Cridland’s come to the view that Mario Draghi at the European Central Bank needs to embark on full-scale quantitative easing, something that’s been fiercely resisted so far.
 
“Germany needs to be prepared to reflate its economy and it should invest heavily in infrastructure. But it needs to see France grasp economic reform and change its pensions provision and labour markets,” he says.
 
“So if the largest economies get on with structural reform, I would hope we would see Draghi doing some heavy lifting. We need full QE. Draghi has been buying asset based securities but he needs to buy government bonds.
 
“We’ve got an excellent economic platform [in the UK], but the headwinds are getting stronger.”
 
Apart from saying what he hopes the top banker in Europe might embark on, Cridland as ever has some advice for UK chancellor George Osborne ahead of his Autumn Statement on 3 December.
 
Infrastructure is a big issue for him, illustrated by a recent CBI poll suggesting people do not fully trust politicians to carry out the infrastructure projects they feel are necessary to improve the economy. 
 
“Gosh, we really need to invest in infrastructure,” he says.

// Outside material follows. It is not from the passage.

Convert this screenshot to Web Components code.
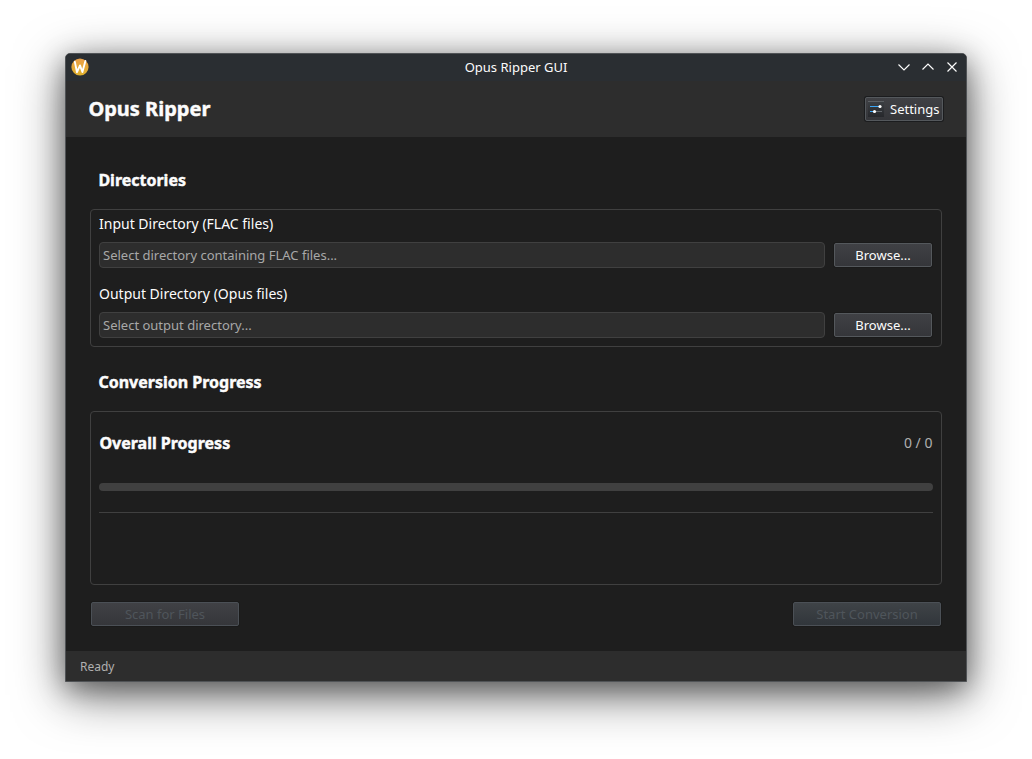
<!DOCTYPE html>
<html lang="en">
<head>
<meta charset="utf-8">
<title>Opus Ripper GUI</title>
<style>
html,body{margin:0;height:100%;background:#fff;overflow:hidden}
body{font:13px "Noto Sans",sans-serif;color:#fcfcfc;padding:53px 65px;box-sizing:border-box}
</style>
</head>
<body>
<app-window caption="Opus Ripper GUI">
  <app-header slot="header" heading="Opus Ripper">
    <push-button compact>
      <settings-icon slot="icon"></settings-icon>Settings
    </push-button>
  </app-header>
  <section-title style="--h:72px;--pad:14px">Directories</section-title>
  <group-box style="height:138px">
    <dir-field label="Input Directory (FLAC files)" placeholder="Select directory containing FLAC files..."></dir-field>
    <dir-field label="Output Directory (Opus files)" placeholder="Select output directory..."></dir-field>
  </group-box>
  <section-title style="--h:64px;--pad:6px">Conversion Progress</section-title>
  <group-box style="height:174px;padding-right:8px">
    <progress-panel heading="Overall Progress" count="0 / 0"></progress-panel>
  </group-box>
  <action-row>
    <push-button disabled style="width:148px">Scan for Files</push-button>
    <push-button disabled style="width:148px;--top:#3f4347;--bot:#31363b">Start Conversion</push-button>
  </action-row>
  <status-bar slot="status">Ready</status-bar>
</app-window>
<script>
const define = (name, html) => customElements.define(name, class extends HTMLElement {
  constructor() {
    super();
    const t = document.createElement('template');
    t.innerHTML = html;
    this.attachShadow({mode: 'open'}).appendChild(t.content.cloneNode(true));
  }
  connectedCallback() {
    this.shadowRoot.querySelectorAll('[data-attr]').forEach(n => {
      n.textContent = this.getAttribute(n.dataset.attr);
    });
  }
});

define('wayland-logo', `
<style>:host{display:block;width:18px;height:18px}svg{display:block}</style>
<svg width="18" height="18" viewBox="0 0 18 18">
  <defs><linearGradient id="g" x1="0" y1="0" x2="0" y2="1"><stop offset="0" stop-color="#eba04a"/><stop offset="1" stop-color="#dfb02c"/></linearGradient></defs>
  <circle cx="9" cy="9" r="8.6" fill="url(#g)"/>
  <path d="M3.8 3.6 L6 14.2 L9 7.4 L11.4 14 L14.4 3" fill="none" stroke="#fff" stroke-width="1.9" stroke-linejoin="round" stroke-linecap="round"/>
</svg>`);

define('window-controls', `
<style>:host{display:flex;gap:6px}svg{display:block;width:18px;height:18px;fill:none;stroke:#fcfcfc;stroke-width:1.15}</style>
<svg viewBox="0 0 18 18"><path d="M3.5 6.5 L9 12 L14.5 6.5"/></svg>
<svg viewBox="0 0 18 18"><path d="M3.5 11.5 L9 6 L14.5 11.5"/></svg>
<svg viewBox="0 0 18 18"><path d="M4.5 4.5 L13.5 13.5 M13.5 4.5 L4.5 13.5"/></svg>`);

define('settings-icon', `
<style>:host{display:block;width:16px;height:16px}svg{display:block}</style>
<svg width="16" height="16" viewBox="0 0 16 16">
  <defs><linearGradient id="g" x1="0" y1="0" x2="0" y2="1"><stop offset="0" stop-color="#3c4044"/><stop offset="1" stop-color="#26282c"/></linearGradient></defs>
  <rect width="16" height="16" fill="url(#g)"/><rect width="16" height="1" fill="#5c6064"/>
  <rect x="2" y="5" width="10" height="1" fill="#3ba6f5"/>
  <circle cx="12" cy="5.5" r="1.6" fill="#fff"/>
  <rect x="2" y="10" width="4" height="1" fill="#3ba6f5"/><rect x="7" y="10" width="7" height="1" fill="#63686d"/>
  <circle cx="6.5" cy="10.5" r="1.6" fill="#fff"/>
</svg>`);

define('push-button', `
<style>
:host{display:flex;box-sizing:border-box;height:24px;width:98px;align-items:center;justify-content:center;
 border:1px solid #54585c;border-radius:2px;background:linear-gradient(var(--top,#404145),var(--bot,#35363a));
 box-shadow:0 0 0 1px rgba(0,0,0,.13);white-space:nowrap;line-height:18px;color:#fcfcfc}
:host([disabled]){color:#4f555b;border-color:#4b5056}
:host([compact]){width:78px;gap:6px;box-shadow:0 0 0 1px #1b1c1e;justify-content:flex-start;padding-left:2px}
</style><slot name="icon"></slot><span><slot></slot></span>`);

define('app-header', `
<style>:host{display:flex;height:56px;box-sizing:border-box;padding:0 23px 0 22.4px;background:#2d2d2d;align-items:center;justify-content:space-between}
h1{margin:0 0 1px;font-size:20px;font-weight:700;line-height:30px;-webkit-text-stroke:.45px currentColor}</style>
<h1 data-attr="heading"></h1><slot></slot>`);

define('section-title', `
<style>:host{display:block;box-sizing:border-box;height:var(--h);padding:calc(var(--pad) + 18px) 0 0 8.4px;font-size:16px;font-weight:700;line-height:22px;-webkit-text-stroke:.45px currentColor}</style><slot></slot>`);

define('group-box', `
<style>:host{display:flex;flex-direction:column;gap:16px;box-sizing:border-box;border:1px solid #404040;border-radius:4px;padding:4px 9px 8px 8px}</style><slot></slot>`);

define('dir-field', `
<style>:host{display:block;height:54px}
.label{font-size:14px;line-height:20px;height:28px}
.row{display:flex;gap:9px;align-items:center;height:26px}
.input{flex:1;box-sizing:border-box;height:26px;border:1px solid #404040;border-radius:4px;background:#2d2d2d;color:#a8a8a8;padding-left:3px;line-height:24px}
</style>
<div class="label" data-attr="label"></div>
<div class="row"><div class="input" data-attr="placeholder"></div><push-button>Browse...</push-button></div>`);

define('progress-panel', `
<style>.top{display:flex;justify-content:space-between;align-items:center;height:54px}
b{font-size:16px;line-height:22px;padding-left:.4px;-webkit-text-stroke:.45px currentColor}
.count{font-size:14px;line-height:20px;padding-right:.6px;color:#b0b0b0}
.bar{height:8px;border-radius:4px;background:#404040;margin-top:13px}
.line{height:1px;background:#404040;margin-top:21px}</style>
<div class="top"><b data-attr="heading"></b><span class="count" data-attr="count"></span></div>
<div class="bar"></div><div class="line"></div>`);

define('action-row', `
<style>:host{display:flex;justify-content:space-between;padding:17px 1px 0}</style><slot></slot>`);

define('status-bar', `
<style>:host{display:block;box-sizing:border-box;height:30px;background:#2d2d2d;padding:1px 0 0 14px;font-size:12px;line-height:30px;color:#b0b0b0}</style><slot></slot>`);

define('app-window', `
<style>
:host{display:flex;flex-direction:column;box-sizing:border-box;width:902px;height:629px;border:1px solid #505356;border-radius:5px 5px 0 0;overflow:hidden;background:#1e1e1e;
 box-shadow:0 13px 50px rgba(0,0,0,.55),0 7px 26px rgba(0,0,0,.35)}
.bar{display:grid;grid-template-columns:1fr auto 1fr;align-items:center;height:27px;box-sizing:border-box;background:#2a2e32;padding:0 5px 1px}
window-controls{justify-self:end}
main{flex:1;padding:0 24px}
</style>
<div class="bar"><wayland-logo></wayland-logo><span data-attr="caption"></span><window-controls></window-controls></div>
<slot name="header"></slot><main><slot></slot></main><slot name="status"></slot>`);
</script>
</body>
</html>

To this end, Cridland is pushing for the government to commit itself to spending around £700m of public money to build a tunnel under Stonehenge, a project committed to in 2002 and cancelled in 2007. “Stonehenge is a world heritage site and we’ve managed to destroy it, because we’ve not put a tunnel underneath it and the A303, a major arterial route, is constantly nose-to-tail.”
 
Other measures the CBI will be calling for include an increase in the annual investment allowance for small businesses to £250,000, instead of the £25,000 it is due to go down to in January 2016. “We think £250,000 would be a better figure to tackle long-term under investment by small- and medium-sized businesses.”
 
He also wants business rates to be indexed to the consumer price index rather than the retail price index as they are now.
 
Next week’s conference will see Labour leader Ed Miliband, with whom Cridland has had his differences over the party’s plans for pegging back power prices and capping bank branches, speaking at the conference. 
 
But is there any bad blood between the two? Cridland says: “There are many things we agree on and many we don’t… The Labour party is too inclined to interfere with markets and to criticise banks. Capping bank branch numbers is not a solution.”
 
But he adds that he enjoys a healthy dialogue with the Labour leader about skills and education, issues he says he finds much to agree on.
 
On Europe, Cridland feels there’s much to be gained by staying in and reforming Brussels from the inside. But he thinks more needs to be done to sell the idea of the EU to the younger generation.
 
“It would be great if more undergraduates spent a year abroad as part of their studies. The next generation won’t see the case for Europe on the basis of the peace dividend alone. We need to excite the younger generation.”
 

CRIDLAND’S WISH LIST

■ A303. The CBI wants the government to spend around £700m putting a tunnel under Stonehenge – committed to in 2002 and cancelled in 2007.
■ Annual Investment Allowance. The CBI wants an allowance of £250,000 to tackle long-term under investment by small- and medium-sized businesses.
■ Business rates should be tied to CPI rather than RPI. 
■ Cridland wants the government to increase its spending on R&D so that combined public and private spending on R&D comes to three per cent of GDP.